Given entries:
§ §
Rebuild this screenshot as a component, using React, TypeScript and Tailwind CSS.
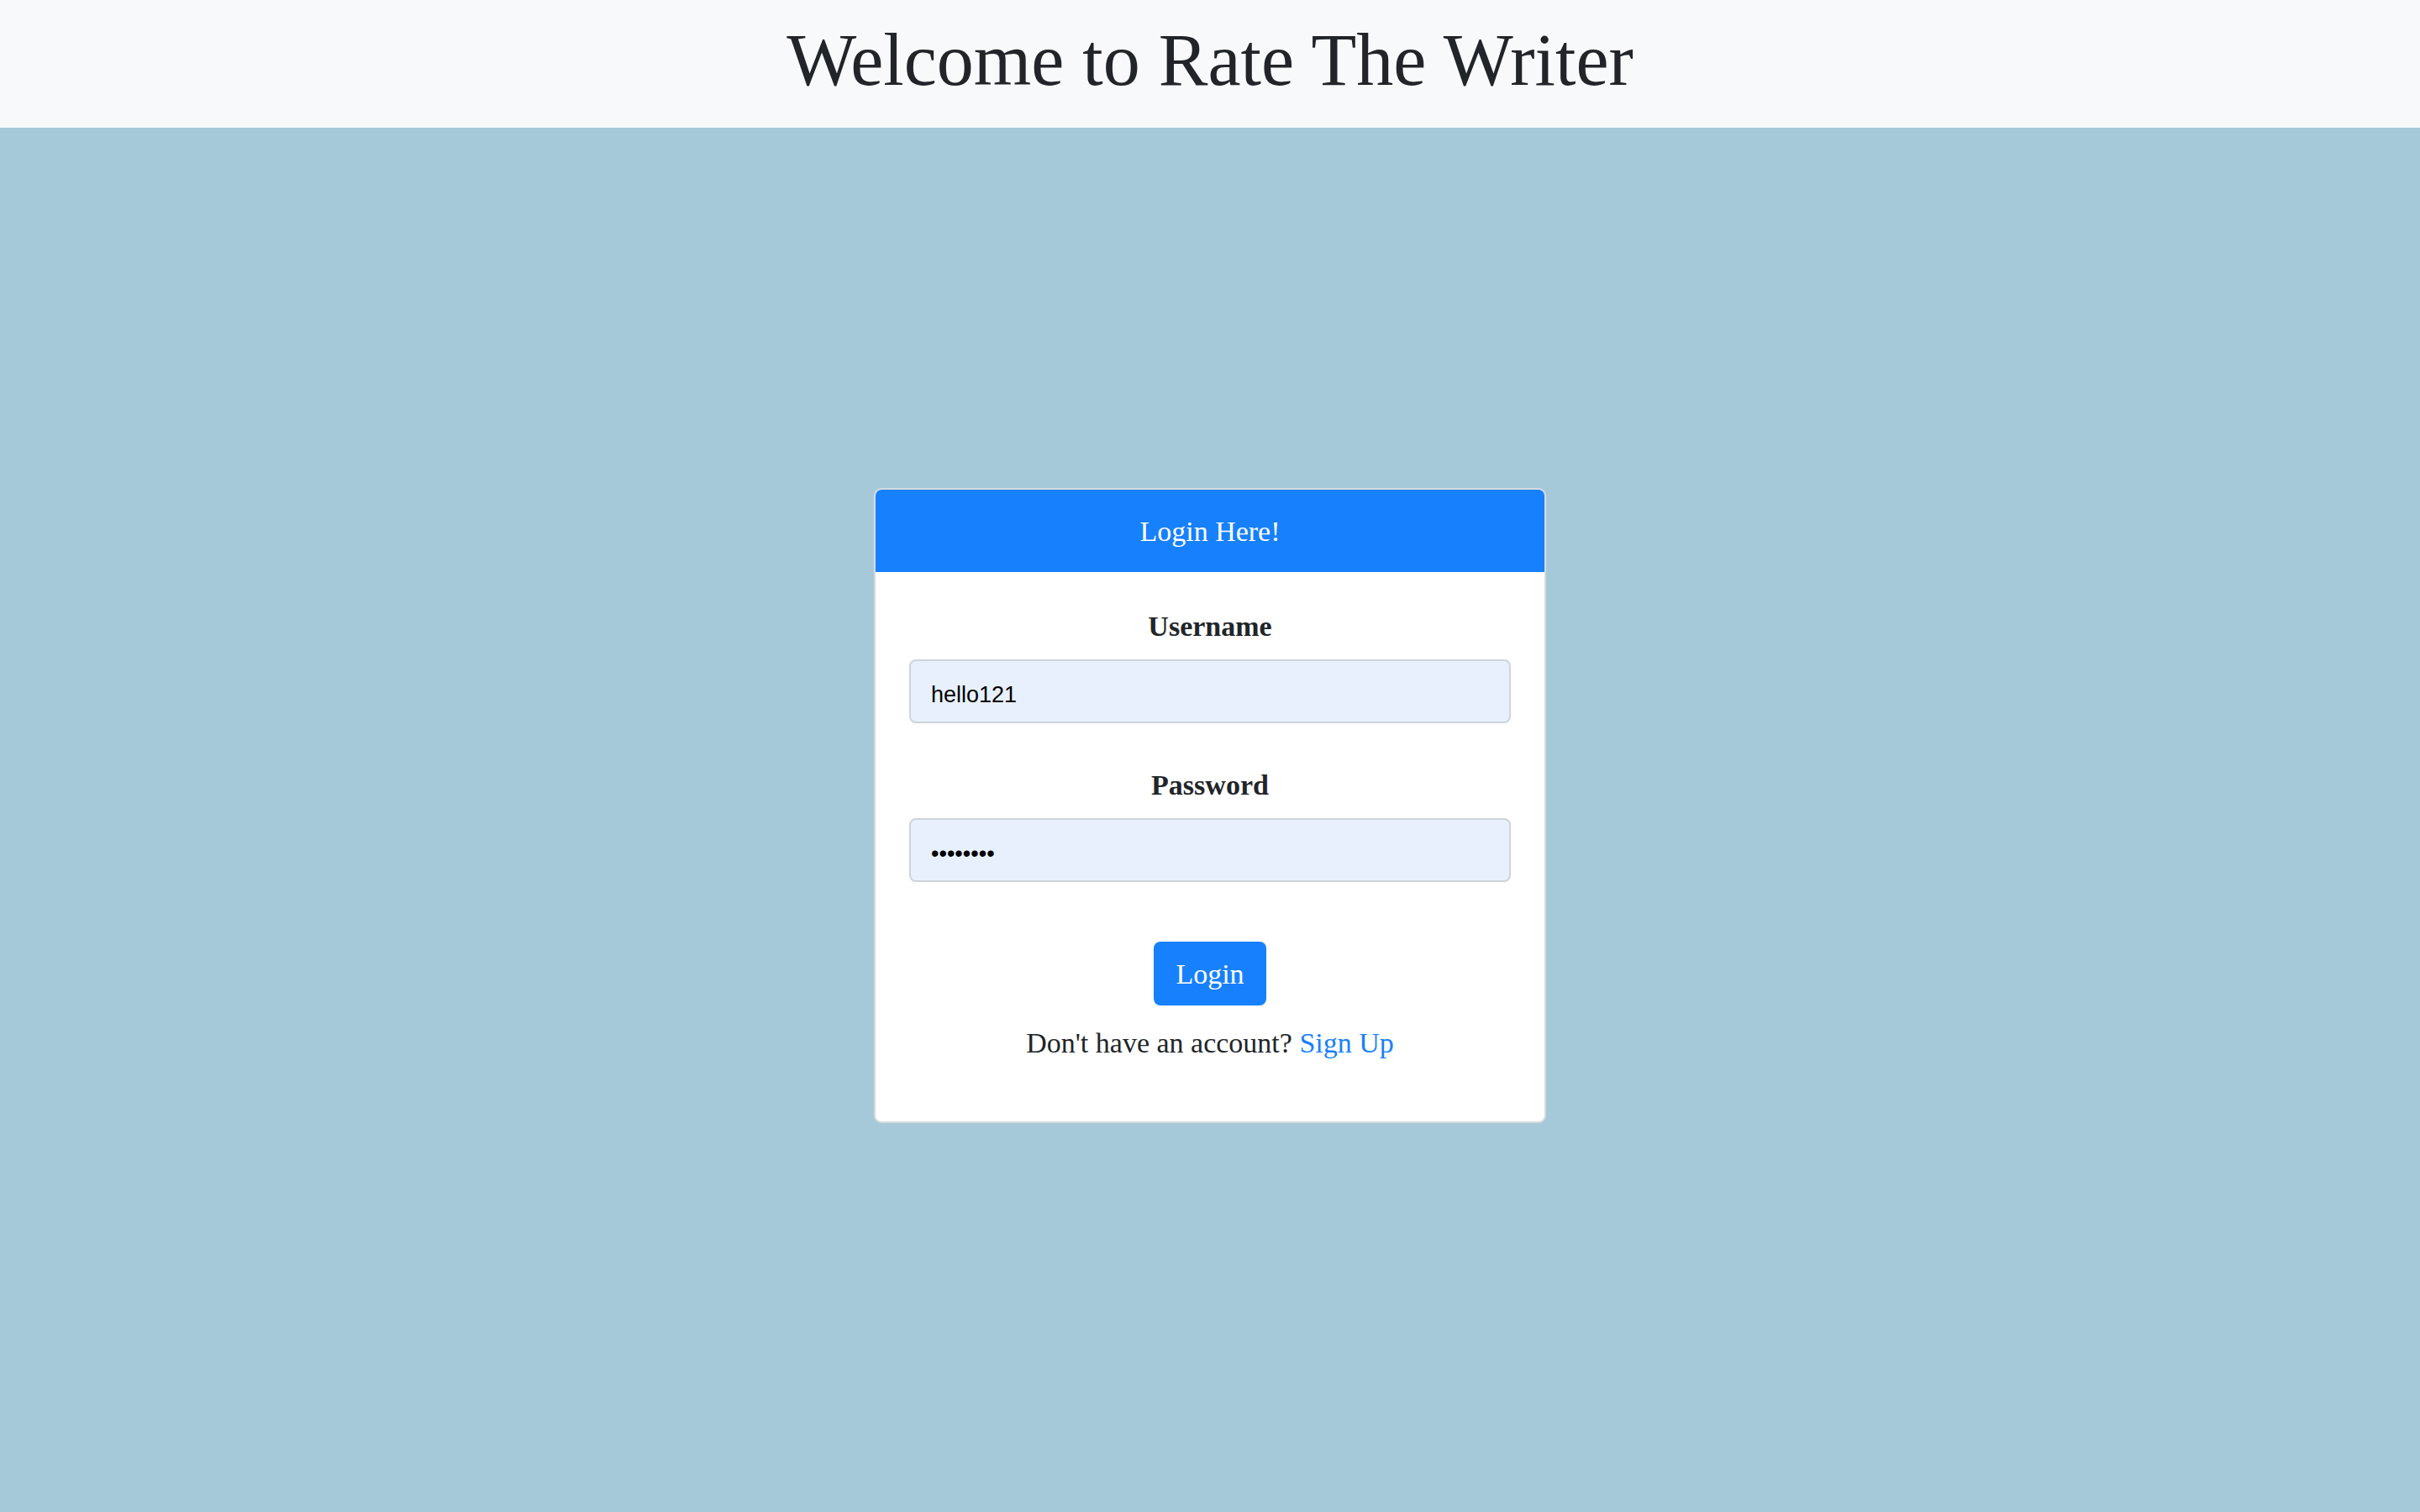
§ §
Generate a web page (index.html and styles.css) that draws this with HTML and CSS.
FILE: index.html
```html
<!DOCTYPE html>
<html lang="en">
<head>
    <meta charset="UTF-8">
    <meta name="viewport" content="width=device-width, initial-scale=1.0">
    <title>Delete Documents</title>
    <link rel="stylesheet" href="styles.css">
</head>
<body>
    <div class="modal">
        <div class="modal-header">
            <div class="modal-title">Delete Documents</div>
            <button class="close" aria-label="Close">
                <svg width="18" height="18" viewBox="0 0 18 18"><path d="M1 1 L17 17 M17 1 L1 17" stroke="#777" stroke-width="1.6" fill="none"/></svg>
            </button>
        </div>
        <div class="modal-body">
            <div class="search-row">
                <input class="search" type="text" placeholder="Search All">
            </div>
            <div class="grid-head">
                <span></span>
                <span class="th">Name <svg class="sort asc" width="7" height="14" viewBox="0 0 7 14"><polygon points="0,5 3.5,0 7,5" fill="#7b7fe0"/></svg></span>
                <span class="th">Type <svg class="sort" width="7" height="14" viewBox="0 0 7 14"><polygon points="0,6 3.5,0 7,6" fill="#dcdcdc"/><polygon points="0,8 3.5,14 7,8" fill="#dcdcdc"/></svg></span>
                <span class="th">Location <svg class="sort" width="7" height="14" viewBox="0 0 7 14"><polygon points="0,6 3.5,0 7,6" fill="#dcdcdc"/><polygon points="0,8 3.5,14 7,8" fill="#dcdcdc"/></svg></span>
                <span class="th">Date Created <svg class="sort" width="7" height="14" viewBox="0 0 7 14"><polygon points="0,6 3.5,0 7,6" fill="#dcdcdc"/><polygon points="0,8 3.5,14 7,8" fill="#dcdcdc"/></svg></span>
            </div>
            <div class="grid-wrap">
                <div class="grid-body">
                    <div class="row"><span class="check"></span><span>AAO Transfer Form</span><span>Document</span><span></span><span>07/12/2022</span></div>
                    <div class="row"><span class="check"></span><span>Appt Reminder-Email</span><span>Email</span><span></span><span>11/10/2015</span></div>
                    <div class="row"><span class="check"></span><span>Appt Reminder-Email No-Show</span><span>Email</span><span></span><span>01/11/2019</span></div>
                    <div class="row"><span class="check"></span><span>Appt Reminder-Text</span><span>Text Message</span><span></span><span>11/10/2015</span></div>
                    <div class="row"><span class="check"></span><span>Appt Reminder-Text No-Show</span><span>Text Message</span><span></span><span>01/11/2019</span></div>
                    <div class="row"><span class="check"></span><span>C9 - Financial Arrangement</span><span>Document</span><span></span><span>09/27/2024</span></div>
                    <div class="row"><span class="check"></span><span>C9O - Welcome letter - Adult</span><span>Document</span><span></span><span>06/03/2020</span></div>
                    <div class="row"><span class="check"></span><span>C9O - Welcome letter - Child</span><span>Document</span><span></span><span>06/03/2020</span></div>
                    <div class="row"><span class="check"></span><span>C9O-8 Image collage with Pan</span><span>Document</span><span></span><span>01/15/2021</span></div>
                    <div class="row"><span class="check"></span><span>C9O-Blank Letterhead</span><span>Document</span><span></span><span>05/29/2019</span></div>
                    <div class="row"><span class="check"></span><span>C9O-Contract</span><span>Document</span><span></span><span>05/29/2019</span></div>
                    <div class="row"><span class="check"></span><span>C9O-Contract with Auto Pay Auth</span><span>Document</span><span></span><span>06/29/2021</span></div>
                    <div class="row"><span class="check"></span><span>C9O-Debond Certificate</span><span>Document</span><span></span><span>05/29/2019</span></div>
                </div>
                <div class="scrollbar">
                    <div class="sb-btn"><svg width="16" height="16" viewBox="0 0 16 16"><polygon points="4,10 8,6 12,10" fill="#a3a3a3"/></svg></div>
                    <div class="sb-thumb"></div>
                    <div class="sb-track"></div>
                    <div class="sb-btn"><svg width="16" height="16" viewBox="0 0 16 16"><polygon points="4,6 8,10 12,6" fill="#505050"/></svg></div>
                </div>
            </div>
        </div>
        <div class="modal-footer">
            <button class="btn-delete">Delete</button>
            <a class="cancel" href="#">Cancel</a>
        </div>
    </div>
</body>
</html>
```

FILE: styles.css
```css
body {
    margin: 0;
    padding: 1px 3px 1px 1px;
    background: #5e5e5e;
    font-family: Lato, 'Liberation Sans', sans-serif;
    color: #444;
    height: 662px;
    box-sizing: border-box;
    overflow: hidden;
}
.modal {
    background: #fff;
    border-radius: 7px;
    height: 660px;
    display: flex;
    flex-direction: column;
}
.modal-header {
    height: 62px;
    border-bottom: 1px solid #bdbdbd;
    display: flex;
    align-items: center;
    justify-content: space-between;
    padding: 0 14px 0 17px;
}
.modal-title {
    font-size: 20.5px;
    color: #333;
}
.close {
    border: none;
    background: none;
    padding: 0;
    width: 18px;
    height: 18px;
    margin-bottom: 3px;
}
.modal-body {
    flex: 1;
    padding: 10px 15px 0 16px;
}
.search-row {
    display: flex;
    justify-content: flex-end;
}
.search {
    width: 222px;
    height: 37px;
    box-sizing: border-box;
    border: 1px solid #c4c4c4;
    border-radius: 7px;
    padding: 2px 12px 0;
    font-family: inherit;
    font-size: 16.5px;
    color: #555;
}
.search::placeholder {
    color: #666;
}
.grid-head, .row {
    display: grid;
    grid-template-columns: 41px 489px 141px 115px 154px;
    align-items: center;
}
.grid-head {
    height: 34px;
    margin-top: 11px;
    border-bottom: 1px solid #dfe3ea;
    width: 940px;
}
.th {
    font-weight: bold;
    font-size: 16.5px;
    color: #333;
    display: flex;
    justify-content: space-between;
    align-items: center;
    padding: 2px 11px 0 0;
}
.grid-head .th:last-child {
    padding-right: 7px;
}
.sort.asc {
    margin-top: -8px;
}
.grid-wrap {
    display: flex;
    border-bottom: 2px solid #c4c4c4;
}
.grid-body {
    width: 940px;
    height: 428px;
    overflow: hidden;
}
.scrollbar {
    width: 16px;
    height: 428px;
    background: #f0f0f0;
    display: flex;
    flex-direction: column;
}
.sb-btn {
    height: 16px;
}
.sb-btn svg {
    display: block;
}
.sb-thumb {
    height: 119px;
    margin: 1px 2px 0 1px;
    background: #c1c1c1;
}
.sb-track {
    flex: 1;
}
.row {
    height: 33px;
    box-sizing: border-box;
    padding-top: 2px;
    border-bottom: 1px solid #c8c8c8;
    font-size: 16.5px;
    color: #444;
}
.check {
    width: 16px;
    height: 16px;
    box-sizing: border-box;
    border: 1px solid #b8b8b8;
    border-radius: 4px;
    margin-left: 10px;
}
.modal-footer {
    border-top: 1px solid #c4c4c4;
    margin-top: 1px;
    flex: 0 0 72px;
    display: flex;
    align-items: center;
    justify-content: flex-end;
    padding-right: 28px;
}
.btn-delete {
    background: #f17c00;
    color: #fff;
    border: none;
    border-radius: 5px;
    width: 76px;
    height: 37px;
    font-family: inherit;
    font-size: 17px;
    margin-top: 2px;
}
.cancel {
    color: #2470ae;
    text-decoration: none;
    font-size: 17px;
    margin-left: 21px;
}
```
§ §
Short task:
Wherever the word "index" occurs in a line of the listing, copy that line.

Result of this exercise:
Generate a web page (index.html and styles.css) that draws this with HTML and CSS.
FILE: index.html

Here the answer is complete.